Location
- Killarney, Bulawayo, Zimbabwe
- 20°8′57.95″S 28°38′37.65″E﻿ / ﻿20.1494306°S 28.6437917°E

Information
- Established: 1926; 100 years ago
- Website: Official website

= Zimbabwe School of Mines =

Zimbabwean mining school

The Zimbabwe School of Mines is an institution whose mandate is pivotal to the socio-economic development of Zimbabwe.  From its inception in 1926 the school has produced competent mining practitioners who are in demand in the SADC region and internationally.  The school is located in Killarney, Bulawayo. Zimbabwe School of mines mainly offers qualification in National Diploma and Higher National Diploma in Mining, Mine Geology, Mine Survey, Mining Mineral Processing & Extractive Metallurgy and Metallurgical Assaying. The curriculum constantly is revised and updated with help from mining companies in Zimbabwe and Southern Africa.

==History==
The Zimbabwe School of Mines was formed by a Presidential Charter in 1994 but had been in existence since 1926 operating from Gifford High School premises. The headmaster of Gifford High School Mr. P.H. Gifford with other like-minded gentlemen opened the Bulawayo Technical School in 1927 with 39 students.

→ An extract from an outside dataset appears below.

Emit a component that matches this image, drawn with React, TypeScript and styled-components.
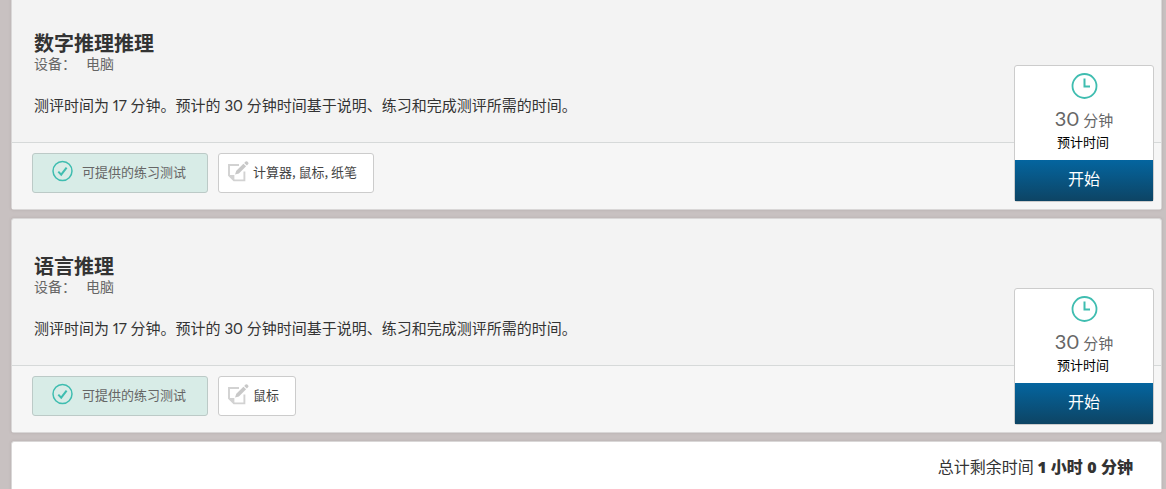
import React from "react";
import styled, { createGlobalStyle } from "styled-components";

const GlobalStyle = createGlobalStyle`
  *, *::before, *::after { box-sizing: border-box; }
  body {
    margin: 0;
    background: #c8c1c1;
    color: #333;
    font-family: Lato, "Noto Sans CJK SC", sans-serif;
    font-variant-numeric: proportional-nums;
    overflow: hidden;
  }
`;

const Page = styled.main`
  display: flex;
  flex-direction: column;
  gap: 8px;
  margin: -5px 4px 0 11px;
`;

const Card = styled.section`
  position: relative;
  border: 1px solid #d9d7d7;
  border-radius: 3px;
  background: #f3f3f3;
  box-shadow: 0 0 3px rgba(90, 70, 70, 0.15);
`;

const Details = styled.div`
  padding: 35px 160px 25px 22px;
`;

const Title = styled.h2`
  margin: 0;
  font-size: 20px;
  line-height: 24px;
  font-weight: 700;
`;

const Device = styled.p`
  display: flex;
  gap: 10px;
  margin: 0;
  color: #666;
  font-size: 14px;
  line-height: 18px;
`;

const Description = styled.p`
  margin: 20px 0 0;
  font-size: 15px;
  line-height: 24px;
`;

const Tools = styled.div`
  display: flex;
  gap: 10px;
  padding: 10px 160px 16px 20px;
  border-top: 1px solid #d6d9d9;
  background: #f6f6f6;
`;

const Tag = styled.div<{ $practice?: boolean }>`
  display: flex;
  align-items: center;
  gap: ${(p) => (p.$practice ? 8 : 4)}px;
  height: 40px;
  padding: ${(p) => (p.$practice ? "0 21px 2px 18px" : "0 16px 2px 8px")};
  border: 1px solid ${(p) => (p.$practice ? "#bccac7" : "#ccc")};
  border-radius: 3px;
  background: ${(p) => (p.$practice ? "#d8ece7" : "#fff")};
  color: ${(p) => (p.$practice ? "#666" : "#444")};
  font-family: "Noto Sans CJK SC", sans-serif;
  font-size: 13px;
  line-height: 20px;

  svg { margin-bottom: 2px; }
`;

const Panel = styled.div`
  position: absolute;
  top: 69px;
  right: 7px;
  display: flex;
  flex-direction: column;
  align-items: center;
  width: 140px;
  padding-top: 6px;
  border: 1px solid #ccc;
  border-radius: 3px;
  background: #fff;
`;

const Minutes = styled.div`
  margin-top: 5px;
  color: #666;
  font-size: 15px;
  line-height: 26px;

  span { font-size: 20px; }
`;

const Caption = styled.div`
  padding: 0 2px 9px 0;
  color: #000;
  font-size: 13px;
  line-height: 18px;
`;

const StartButton = styled.button`
  align-self: stretch;
  height: 41px;
  padding: 0 0 5px;
  border: 0;
  background: linear-gradient(#04659f, #0d4464);
  color: #fff;
  font: inherit;
  font-size: 16px;
  cursor: pointer;
`;

const Summary = styled.footer`
  padding: 13px 28px 24px;
  border: 1px solid #d9d7d7;
  border-radius: 3px;
  background: #fff;
  box-shadow: 0 0 3px rgba(90, 70, 70, 0.15);
  font-size: 16px;
  line-height: 24px;
  text-align: right;

  strong {
    font-family: "Open Sans", "Noto Sans CJK SC", sans-serif;
    font-weight: 800;
  }
`;

const CheckIcon = () => (
  <svg width="23" height="22" viewBox="0 0 23 22" fill="none" stroke="#3fbdb0" aria-hidden="true">
    <circle cx="11.5" cy="11" r="9.5" strokeWidth="1.5" />
    <path d="M7.3 11.6 10.2 14.6 15.6 7.6" strokeWidth="2" />
  </svg>
);

const NoteIcon = () => (
  <svg width="22" height="22" viewBox="0 0 22 22" fill="none" aria-hidden="true">
    <path d="M12 5H2v10.4l5 5h10.4v-9" stroke="#d2d2d2" strokeWidth="1.9" />
    <path d="M2 15h5.4v5.4z" fill="#d2d2d2" />
    <path d="M8 14.6 9.3 10.8 16.4 3.7 19.1 6.3 11.9 13.4z" fill="#c8c8c8" />
    <path d="M17.2 2.9 18.6 1.5Q19.4.8 20.3 1.6L21.2 2.5Q22 3.3 21.2 4.1L19.9 5.5z" fill="#c8c8c8" />
  </svg>
);

const ClockIcon = () => (
  <svg width="28" height="28" viewBox="0 0 28 28" fill="none" stroke="#3fbdb0" aria-hidden="true">
    <circle cx="14.5" cy="14" r="12" strokeWidth="1.8" />
    <path d="M14.5 6.5v8h5.5" strokeWidth="2" />
  </svg>
);

interface AssessmentProps {
  title: string;
  tools: string;
}

const Assessment = ({ title, tools }: AssessmentProps) => (
  <Card>
    <Details>
      <Title>{title}</Title>
      <Device>
        <span>设备：</span>
        <span>电脑</span>
      </Device>
      <Description>
        测评时间为 17 分钟。预计的 30 分钟时间基于说明、练习和完成测评所需的时间。
      </Description>
    </Details>
    <Tools>
      <Tag $practice>
        <CheckIcon />
        可提供的练习测试
      </Tag>
      <Tag>
        <NoteIcon />
        {tools}
      </Tag>
    </Tools>
    <Panel>
      <ClockIcon />
      <Minutes>
        <span>30</span> 分钟
      </Minutes>
      <Caption>预计时间</Caption>
      <StartButton type="button">开始</StartButton>
    </Panel>
  </Card>
);

export default function App() {
  return (
    <>
      <GlobalStyle />
      <Page lang="zh-CN">
        <Assessment title="数字推理推理" tools="计算器, 鼠标, 纸笔" />
        <Assessment title="语言推理" tools="鼠标" />
        <Summary>
          总计剩余时间 <strong>1 小时 0 分钟</strong>
        </Summary>
      </Page>
    </>
  );
}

The School of Mines was then moved from Gifford High School to be under the Bulawayo Technical School in 1934. The establishment of a Mining Department at the Bulawayo Technical School was a result of the deliberations of a special committee appointed by the Minister of Mines. The committee was mandated ‘to consider the best means of affording technical education and practical training for youths who wished to enter the Mining Industry.’ The scheme also received approval from the then Rhodesia Chamber of Mines, which at that time was headquartered in Bulawayo. The Chamber of Mines ‘considered the move as a necessary provision of technical training for youths for one of the most important industries in the country’. Roland Starkey, who was the mining representative of the school in 1934, prepared a roadmap for starting “The School of Mines” which later became the fully-fledged Mining Department in 1936.

Quote from the Editorial of the Technical School Magazine of November 1934 about the Mining school: “The intention is to provide a measure of theoretical and practical training for boys and youths who intend to take mining as a career, or who are already engaged in the industry, in order that they shall better equip themselves for their life’s work. The beginning will be on modest scale, but the full scheme is flexible and has been so thought out that it will be possible later to build on the foundations thus provide a recognised School of Mines.”

Over the years the Bulawayo Technical School experienced growth and became a technical college in 1952, then a polytechnic in 1988.

In 1994 The Zimbabwe School of Mines moved to the current premises in Killarney after obtaining its own Presidential Charter to run as a separate entity.